* What the task requires *
Write out the full listing exactly as given, minus the images.

* Information provided *
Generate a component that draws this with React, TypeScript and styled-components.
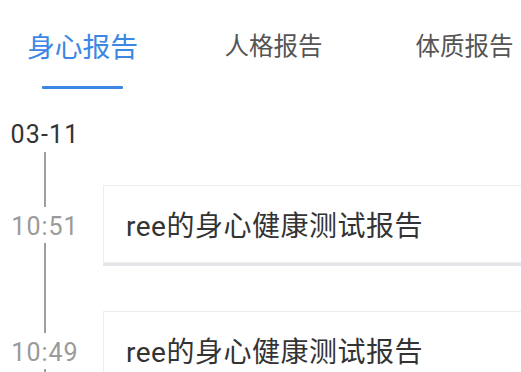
import React from "react";
import styled, { createGlobalStyle } from "styled-components";

const Global = createGlobalStyle`
  html, body { margin: 0; padding: 0; background: #fff; overflow: hidden; }
  body { font-family: Roboto, "Noto Sans CJK SC", sans-serif; }
`;

const Page = styled.div`
  width: 521px;
  height: 372px;
  overflow: hidden;
  background: #fff;
`;

const TabBar = styled.div`
  display: flex;
  margin-left: -13px;
  height: 100px;
`;

const Tab = styled.div<{ $active?: boolean }>`
  flex: none;
  width: 191px;
  display: flex;
  flex-direction: column;
  align-items: center;
  padding-top: 26px;
  box-sizing: border-box;
  font-family: "Noto Sans CJK SC", sans-serif;
  font-size: ${(p) => (p.$active ? "27.8px" : "24.5px")};
  line-height: 38px;
  color: ${(p) => (p.$active ? "#3c87e4" : "#555")};
`;

const Underline = styled.div`
  width: 81px;
  height: 3px;
  margin-top: 22px;
  background: #3c87e4;
  border-radius: 1px;
`;

const Timeline = styled.div`
  display: flex;
  flex-direction: column;
  padding-top: 20px;
`;

const DateLabel = styled.div`
  width: 90px;
  text-align: center;
  font-size: 25px;
  letter-spacing: 1.2px;
  line-height: 30px;
  color: #333;
  margin-bottom: 2px;
`;

const Entry = styled.div`
  display: flex;
  align-items: stretch;
`;

const Rail = styled.div`
  width: 90px;
  flex: none;
  display: flex;
  flex-direction: column;
  align-items: center;
`;

const Connector = styled.div<{ $h?: number }>`
  width: 2px;
  background: #9e9e9e;
  ${(p) => (p.$h ? `height: ${p.$h}px; flex: none;` : "flex: 1;")}
`;

const Time = styled.div`
  font-size: 25px;
  letter-spacing: 1px;
  line-height: 30px;
  color: #9a9a9a;
  margin: 5px 0 1px;
`;

const Card = styled.div<{ $top: number }>`
  margin: ${(p) => p.$top}px 0 24px 13px;
  width: 460px;
  height: 78px;
  box-sizing: border-box;
  flex: none;
  background: #fff;
  border: 1px solid #ededed;
  box-shadow: 0 3px 0 #e5e5ea;
  display: flex;
  align-items: center;
  padding-left: 22px;
  font-family: Roboto, "Noto Sans CJK SC", sans-serif;
  font-size: 28px;
  letter-spacing: 0.5px;
  color: #333;
  white-space: nowrap;
`;

const entries = [
  { time: "10:51", title: "ree的身心健康测试报告", conn: 55, top: 33 },
  { time: "10:49", title: "ree的身心健康测试报告", conn: 46, top: 24 },
];

export default function App() {
  return (
    <Page>
      <Global />
      <TabBar>
        <Tab $active>
          身心报告
          <Underline />
        </Tab>
        <Tab>人格报告</Tab>
        <Tab>体质报告</Tab>
      </TabBar>
      <Timeline>
        <DateLabel>03-11</DateLabel>
        {entries.map((e, i) => (
          <Entry key={i}>
            <Rail>
              <Connector $h={e.conn} />
              <Time>{e.time}</Time>
              <Connector />
            </Rail>
            <Card $top={e.top}>{e.title}</Card>
          </Entry>
        ))}
      </Timeline>
    </Page>
  );
}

* Correct answer *
Generate a component that draws this with React, TypeScript and styled-components.
import React from "react";
import styled, { createGlobalStyle } from "styled-components";

const Global = createGlobalStyle`
  html, body { margin: 0; padding: 0; background: #fff; overflow: hidden; }
  body { font-family: Roboto, "Noto Sans CJK SC", sans-serif; }
`;

const Page = styled.div`
  width: 521px;
  height: 372px;
  overflow: hidden;
  background: #fff;
`;

const TabBar = styled.div`
  display: flex;
  margin-left: -13px;
  height: 100px;
`;

const Tab = styled.div<{ $active?: boolean }>`
  flex: none;
  width: 191px;
  display: flex;
  flex-direction: column;
  align-items: center;
  padding-top: 26px;
  box-sizing: border-box;
  font-family: "Noto Sans CJK SC", sans-serif;
  font-size: ${(p) => (p.$active ? "27.8px" : "24.5px")};
  line-height: 38px;
  color: ${(p) => (p.$active ? "#3c87e4" : "#555")};
`;

const Underline = styled.div`
  width: 81px;
  height: 3px;
  margin-top: 22px;
  background: #3c87e4;
  border-radius: 1px;
`;

const Timeline = styled.div`
  display: flex;
  flex-direction: column;
  padding-top: 20px;
`;

const DateLabel = styled.div`
  width: 90px;
  text-align: center;
  font-size: 25px;
  letter-spacing: 1.2px;
  line-height: 30px;
  color: #333;
  margin-bottom: 2px;
`;

const Entry = styled.div`
  display: flex;
  align-items: stretch;
`;

const Rail = styled.div`
  width: 90px;
  flex: none;
  display: flex;
  flex-direction: column;
  align-items: center;
`;

const Connector = styled.div<{ $h?: number }>`
  width: 2px;
  background: #9e9e9e;
  ${(p) => (p.$h ? `height: ${p.$h}px; flex: none;` : "flex: 1;")}
`;

const Time = styled.div`
  font-size: 25px;
  letter-spacing: 1px;
  line-height: 30px;
  color: #9a9a9a;
  margin: 5px 0 1px;
`;

const Card = styled.div<{ $top: number }>`
  margin: ${(p) => p.$top}px 0 24px 13px;
  width: 460px;
  height: 78px;
  box-sizing: border-box;
  flex: none;
  background: #fff;
  border: 1px solid #ededed;
  box-shadow: 0 3px 0 #e5e5ea;
  display: flex;
  align-items: center;
  padding-left: 22px;
  font-family: Roboto, "Noto Sans CJK SC", sans-serif;
  font-size: 28px;
  letter-spacing: 0.5px;
  color: #333;
  white-space: nowrap;
`;

const entries = [
  { time: "10:51", title: "ree的身心健康测试报告", conn: 55, top: 33 },
  { time: "10:49", title: "ree的身心健康测试报告", conn: 46, top: 24 },
];

export default function App() {
  return (
    <Page>
      <Global />
      <TabBar>
        <Tab $active>
          身心报告
          <Underline />
        </Tab>
        <Tab>人格报告</Tab>
        <Tab>体质报告</Tab>
      </TabBar>
      <Timeline>
        <DateLabel>03-11</DateLabel>
        {entries.map((e, i) => (
          <Entry key={i}>
            <Rail>
              <Connector $h={e.conn} />
              <Time>{e.time}</Time>
              <Connector />
            </Rail>
            <Card $top={e.top}>{e.title}</Card>
          </Entry>
        ))}
      </Timeline>
    </Page>
  );
}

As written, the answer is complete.